ML Eval Scorecard — Churn Prediction v2

Primary Metric

AUC-ROC ≥ 0.82

Task Type

Binary Classification

Model version: churn-xgb-v2 · High-LTV segment recall gated separately at ≥ 0.75 — a missed high-value customer costs 12× a false positive intervention

Testing Layer Coverage

✓

L1 — Unit tests

Feature transforms, encoding logic, null handling. 47 tests passing.

✓

L2 — Data quality

Schema contract, null rate < 2%, distribution shift checks on training split.

✓

L3 — Model behavior

AUC, precision-recall curve, calibration plot. Threshold sweep at F1-optimal.

⚠

L4 — Slice testing

High-LTV recall gap identified (see slice metrics). New customers segment not yet evaluated.

✗

L5 — Production shadow

Shadow mode not yet configured.
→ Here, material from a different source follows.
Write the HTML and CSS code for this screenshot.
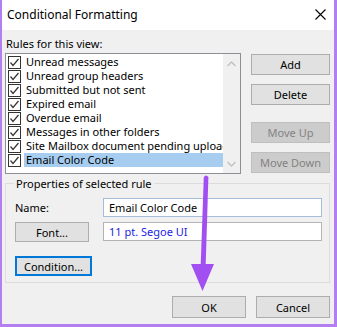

Required before canary rollout. Blocks promotion.

Slice Metrics

Slice	Value	Threshold	Status
Overall AUC	0.847	≥ 0.82	Pass
High-LTV recall	0.71	≥ 0.75	Fail
New customers AUC	—	≥ 0.78	Not run
Precision @ 0.5	0.79	≥ 0.70	Pass
Calibration error	0.032	≤ 0.05	Pass

Promotion Gate Policy

Stage	Condition	Status
Dev → Staging	AUC ≥ 0.82 on holdout + all L1–L3 tests green	Pass
Staging → Shadow	High-LTV recall ≥ 0.75 + new customer slice evaluated	Blocked
Shadow → Canary	2 weeks shadow, score distribution within 5% of incumbent	Pending shadow
Canary → Full	10% canary for 1 week, no regression on business KPIs	Pending canary

Anti-Patterns Detected

Aggregate-only evaluation hides slice failure

Overall AUC passes (0.847) but high-LTV recall fails (0.71 vs 0.75 gate). Reporting only overall AUC would silently ship a model that underperforms on the highest-value customer segment.

No temporal holdout in evaluation split

Current train/test split is random. For churn prediction, temporal split is required — test set must postdate training set to avoid lookahead bias.